ECLI:NL:RBDHA:2023:20310
Rechtbank Den Haag
- Eerste aanleg - enkelvoudig
- Rechtspraak.nl
Vervolgberoep inzake zicht op uitzetting naar Gambia en maatregel van bewaring
In deze zaak heeft de Rechtbank Den Haag op 18 december 2023 uitspraak gedaan in een vervolgberoep van een eiser die de Gambiaanse nationaliteit claimt. De eiser had eerder een maatregel van bewaring opgelegd gekregen door de staatssecretaris van Justitie en Veiligheid, welke maatregel op 12 oktober 2023 was ingesteld op grond van artikel 59, eerste lid, aanhef en onder a, van de Vreemdelingenwet 2000. De eiser heeft beroep ingesteld tegen het voortduren van deze maatregel en verzocht om schadevergoeding. De rechtbank heeft het onderzoek op 13 december 2023 gesloten zonder zitting te houden.
De rechtbank overweegt dat de maatregel van bewaring rechtmatig was tot het sluiten van het eerdere onderzoek op 25 oktober 2023. De eiser stelt dat er geen zicht is op uitzetting naar Gambia binnen een redelijke termijn, omdat er geen reactie is op zijn aanvraag voor een laissez-passer (lp) en er geen informatie beschikbaar is over het aantal afgegeven lp's door de Gambiaanse autoriteiten. De rechtbank oordeelt echter dat de eiser niet aannemelijk heeft gemaakt dat er in zijn geval geen zicht op uitzetting is. De rechtbank verwijst naar eerdere uitspraken en concludeert dat de eiser zelf medewerking aan zijn vertrek weigert, wat bijdraagt aan het ontbreken van zicht op uitzetting.

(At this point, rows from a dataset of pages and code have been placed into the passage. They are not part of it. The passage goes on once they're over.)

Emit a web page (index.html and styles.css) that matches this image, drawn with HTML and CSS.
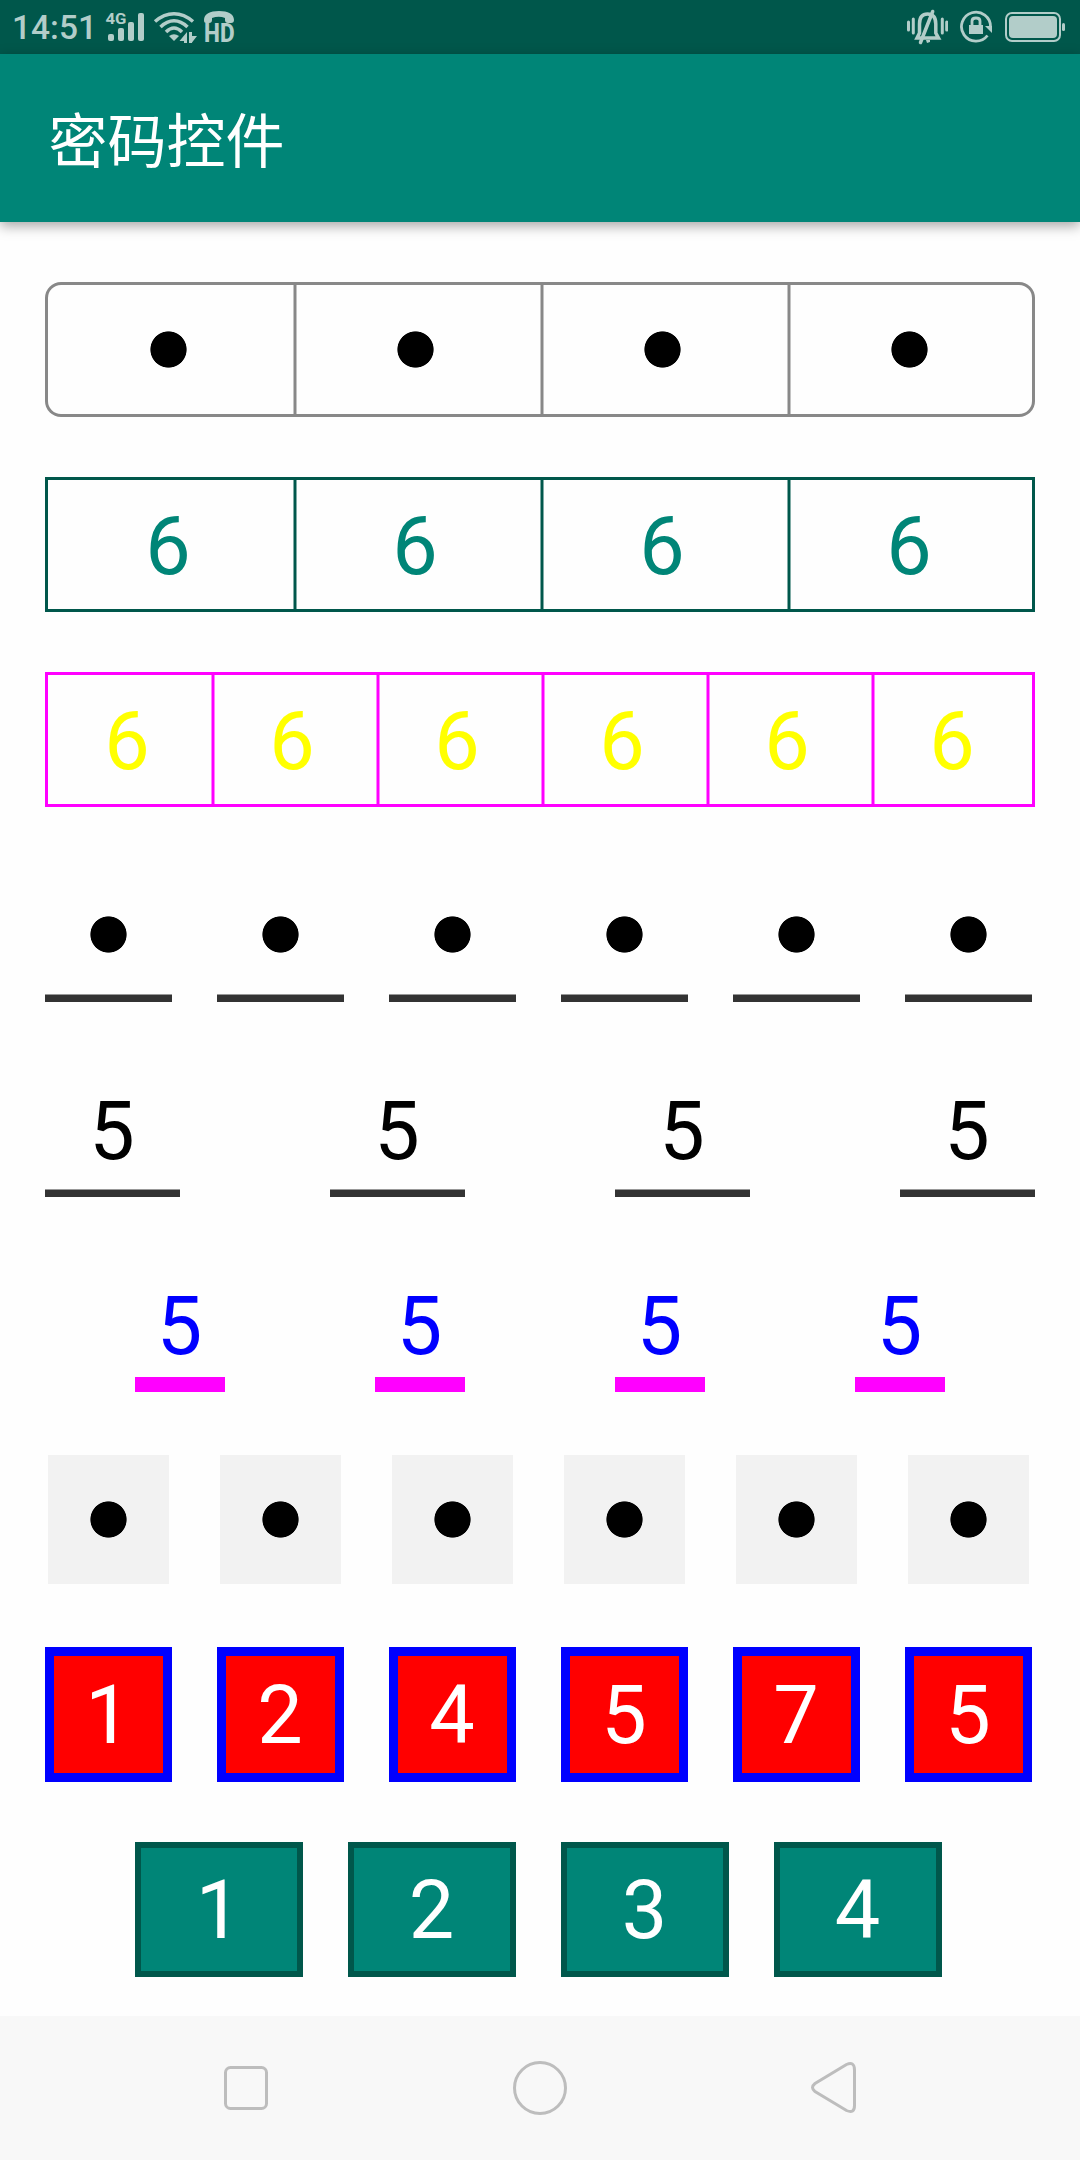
FILE: index.html
```html
<!DOCTYPE html>
<html lang="zh-CN">
<head>
<meta charset="utf-8">
<title>密码控件</title>
<link rel="stylesheet" href="styles.css">
</head>
<body>
<div class="screen">
  <div class="status-bar">
    <span class="clock">14:51</span>
    <svg class="signal" width="40" height="54" viewBox="105 0 40 54">
      <text class="network" x="105.5" y="24" textLength="21" lengthAdjust="spacingAndGlyphs">4G</text>
      <rect x="108" y="34" width="6" height="7" rx="2"/>
      <rect x="118" y="28" width="6" height="13" rx="2"/>
      <rect x="128" y="22" width="6" height="19" rx="2"/>
      <rect x="138" y="13" width="6" height="28" rx="2"/>
    </svg>
    <svg class="wifi" width="44" height="54" viewBox="153 0 44 54">
      <path class="line" d="M155 21.5Q164 13.7 174 13.7T193 21.5"/>
      <path class="line" d="M160.500 27Q167 20.800 174 20.800T187.500 27"/>
      <path class="line" d="M166 32Q170 28 174 28T182 32"/>
      <path d="M169 36Q174 32.500 179 36L174 41Z"/>
      <path d="M187 32V43H184V41H179.500Z"/>
      <path d="M189 32H192V36H197L192 42.500V43H189Z"/>
    </svg>
    <svg class="volte" width="40" height="54" viewBox="200 0 40 54">
      <path d="M204 20C204 14 210 11 219 11S234 14 234 20C234 22 233 23 231 23H228C226 23 225 22 225 20V18Q219 15.500 212 18V20C212 22 211 23 209 23H206C204.500 23 204 22 204 20Z"/>
      <text class="hd" x="204" y="42" textLength="30.500" lengthAdjust="spacingAndGlyphs">HD</text>
    </svg>
    <span class="spacer"></span>
    <svg class="bell" width="42" height="54" viewBox="906 0 42 54">
      <path class="line thin" d="M908.500 22V30M913.300 19V33M942.300 19V33M946.700 22V30"/>
      <path class="bell-shape" d="M917 38H938.500L935.800 33V24C935.800 17 932.500 14 927.500 14S919.500 17 919.500 24V33Z"/>
      <path class="line thick" d="M932.700 11.500L920.500 42.500"/>
      <path d="M926 40H930V42L927 43Z"/>
    </svg>
    <svg class="rotation" width="34" height="54" viewBox="959 0 34 54">
      <path class="line ring" d="M987.500 35.500A14.500 14.500 0 1 1 990.500 27"/>
      <path d="M985 26H992V33Z"/>
      <rect x="969" y="25" width="14" height="9"/>
      <path class="line ring" d="M972 25V21Q972 18 976 18T980 21V25"/>
    </svg>
    <svg class="battery" width="62" height="54" viewBox="1004 0 62 54">
      <rect class="shell" x="1006" y="13" width="54" height="28" rx="6"/>
      <rect x="1009" y="16" width="48" height="22" rx="4"/>
      <rect x="1062" y="23" width="3" height="8" rx="1.500"/>
    </svg>
  </div>

  <div class="app-bar"><h1 class="title">密码控件</h1></div>

  <div class="content">
    <div class="row boxed rounded">
      <div class="cell"><i class="dot"></i></div><div class="cell"><i class="dot"></i></div><div class="cell"><i class="dot"></i></div><div class="cell"><i class="dot"></i></div>
    </div>
    <div class="row digits boxed teal">
      <div class="cell">6</div><div class="cell">6</div><div class="cell">6</div><div class="cell">6</div>
    </div>
    <div class="row digits boxed six">
      <div class="cell">6</div><div class="cell">6</div><div class="cell">6</div><div class="cell">6</div><div class="cell">6</div><div class="cell">6</div>
    </div>
    <div class="row lined narrow">
      <div class="cell"><i class="dot"></i></div><div class="cell"><i class="dot"></i></div><div class="cell"><i class="dot"></i></div><div class="cell"><i class="dot"></i></div><div class="cell"><i class="dot"></i></div><div class="cell"><i class="dot"></i></div>
    </div>
    <div class="row digits lined wide">
      <div class="cell">5</div><div class="cell">5</div><div class="cell">5</div><div class="cell">5</div>
    </div>
    <div class="row digits lined magenta">
      <div class="cell">5</div><div class="cell">5</div><div class="cell">5</div><div class="cell">5</div>
    </div>
    <div class="row narrow gray">
      <div class="cell"><i class="dot"></i></div><div class="cell"><i class="dot"></i></div><div class="cell"><i class="dot"></i></div><div class="cell"><i class="dot"></i></div><div class="cell"><i class="dot"></i></div><div class="cell"><i class="dot"></i></div>
    </div>
    <div class="row digits narrow red">
      <div class="cell">1</div><div class="cell">2</div><div class="cell">4</div><div class="cell">5</div><div class="cell">7</div><div class="cell">5</div>
    </div>
    <div class="row digits solid">
      <div class="cell">1</div><div class="cell">2</div><div class="cell">3</div><div class="cell">4</div>
    </div>
  </div>

  <div class="nav-bar">
    <svg width="56" height="56" viewBox="0 0 56 56"><rect x="7.500" y="7.500" width="41" height="41" rx="5"/></svg>
    <svg width="56" height="56" viewBox="0 0 56 56"><circle cx="28" cy="28" r="25.500"/></svg>
    <svg width="56" height="56" viewBox="0 0 56 56"><path d="M40.500 4.500L9 23.500Q4 27.500 9 31.500L40.500 50.500Q48.500 54 48.500 45.500V10Q48.500 1 40.500 4.500Z"/></svg>
  </div>
</div>
</body>
</html>
```
FILE: styles.css
```css
* { box-sizing: border-box; }

body { margin: 0; }

.screen {
  display: flex;
  flex-direction: column;
  width: 1080px;
  height: 2160px;
  background: #fefefe;
  font-family: Roboto, "Noto Sans CJK SC", sans-serif;
  overflow: hidden;
}

/* Status bar */
.status-bar {
  display: flex;
  align-items: center;
  height: 54px;
  padding: 0 14px 0 12px;
  background: #00574b;
  color: #b2cdc9;
}
.status-bar svg { display: block; flex: none; fill: #b2cdc9; }
.clock {
  width: 93px;
  padding-top: 2px;
  font-size: 33.500px;
  font-weight: 500;
  line-height: 56px;
  white-space: nowrap;
}
.wifi { margin-left: 8px; }
.volte { margin-left: 3px; }
.spacer { flex: 1; }
.rotation { margin-left: 11px; }
.battery { margin-left: 11px; }
.network { font-size: 15px; font-weight: 700; }
.hd { font-size: 25px; font-weight: 800; }
.status-bar .line { fill: none; stroke: #b2cdc9; stroke-width: 3.500; }
.status-bar .thin { stroke-width: 3; stroke-linecap: round; }
.status-bar .thick { stroke-width: 3.500; stroke-linecap: round; }
.status-bar .ring { stroke-width: 2.800; }
.status-bar .bell-shape { fill: none; stroke: #b2cdc9; stroke-width: 3.500; }
.status-bar .shell { fill: none; stroke: #b2cdc9; stroke-width: 2; }

/* App bar */
.app-bar {
  display: flex;
  align-items: center;
  height: 168px;
  padding-left: 48.500px;
  background: #008577;
  box-shadow: 0 4px 12px rgba(0, 0, 0, 0.35);
}
.title {
  margin: 0;
  color: #fff;
  font-family: "Noto Sans CJK SC", sans-serif;
  font-size: 59px;
  font-weight: 400;
  line-height: 168px;
}

/* Password fields */
.content {
  display: flex;
  flex-direction: column;
  gap: 60px;
  flex: 1;
  padding: 60px 45px 0;
}
.row {
  --line: #888;
  display: flex;
  height: 135px;
  color: #000;
  font-size: 81px;
  line-height: 95px;
}
.cell {
  position: relative;
  display: flex;
  flex: none;
  align-items: center;
  justify-content: center;
  height: 135px;
}
.digits .cell { padding: 3px 1px 0 0; }
.dot {
  width: 37px;
  height: 37px;
  background: radial-gradient(circle, #000 17.700px, transparent 18.500px);
}

.boxed { box-shadow: inset 0 0 0 3px var(--line); }
.boxed .cell { width: 247px; }
.boxed .cell + .cell::before {
  content: "";
  position: absolute;
  top: 0;
  bottom: 0;
  left: 1px;
  width: 4px;
  background: linear-gradient(var(--line), var(--line)) center / 2px 100% no-repeat,
    color-mix(in srgb, var(--line) 50%, transparent);
}
.rounded { border-radius: 16px; }
.rounded .cell::before { margin: 3px 0; }
.teal { --line: #00574b; color: #008577; }
.six { --line: #f0f; color: #ff0; }
.boxed.six .cell { width: 165px; }

.narrow { gap: 45px; }
.narrow .cell { width: 127px; }

.lined .cell::after {
  content: "";
  position: absolute;
  left: 0;
  right: 0;
  bottom: 0;
  height: 8px;
  background: linear-gradient(#989898 1px, #333 1px);
}
.wide { gap: 150px; }
.wide .cell { width: 135px; }
.magenta { gap: 150px; padding-left: 90px; color: #00f; }
.magenta .cell { width: 90px; }
.lined.magenta .cell::after { height: 15px; background: #f0f; }

.gray .cell { border: 3px solid transparent; background: #f2f2f2 padding-box; }
.red { color: #fff; }
.red .cell { padding-top: 1px; border: 9px solid #00f; background: #f00; }
.solid { gap: 45px; padding-left: 90px; color: #fff; }
.solid .cell { width: 168px; padding-top: 1px; border: 6px solid #00574b; background: #008577; }

/* Navigation bar */
.nav-bar {
  display: flex;
  align-items: center;
  justify-content: center;
  gap: 238px;
  height: 144px;
  background: #f8f8f8;
}
.nav-bar svg { fill: none; stroke: #bdbdbd; stroke-width: 3; }
```
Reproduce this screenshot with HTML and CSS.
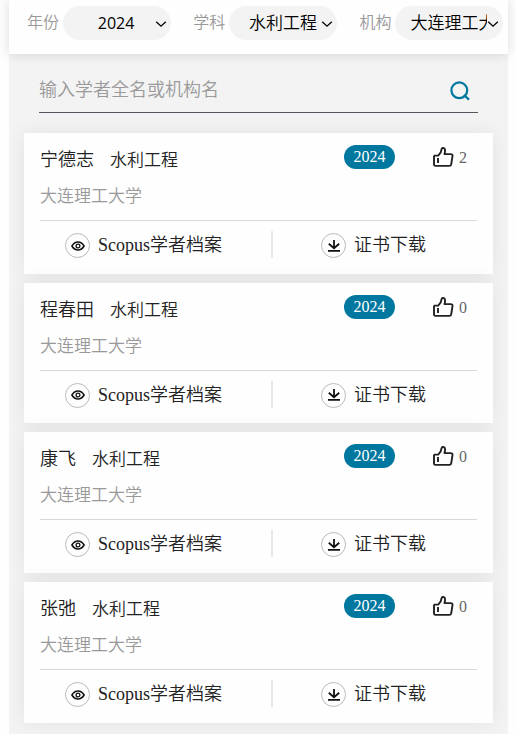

Uiteindelijk oordeelt de rechtbank dat de maatregel van bewaring niet onrechtmatig is geweest en verklaart het beroep ongegrond. Het verzoek om schadevergoeding wordt eveneens afgewezen. De uitspraak is gedaan door mr. W. Anker, rechter, en openbaar gemaakt op www.rechtspraak.nl. Tegen deze uitspraak staat geen rechtsmiddel open.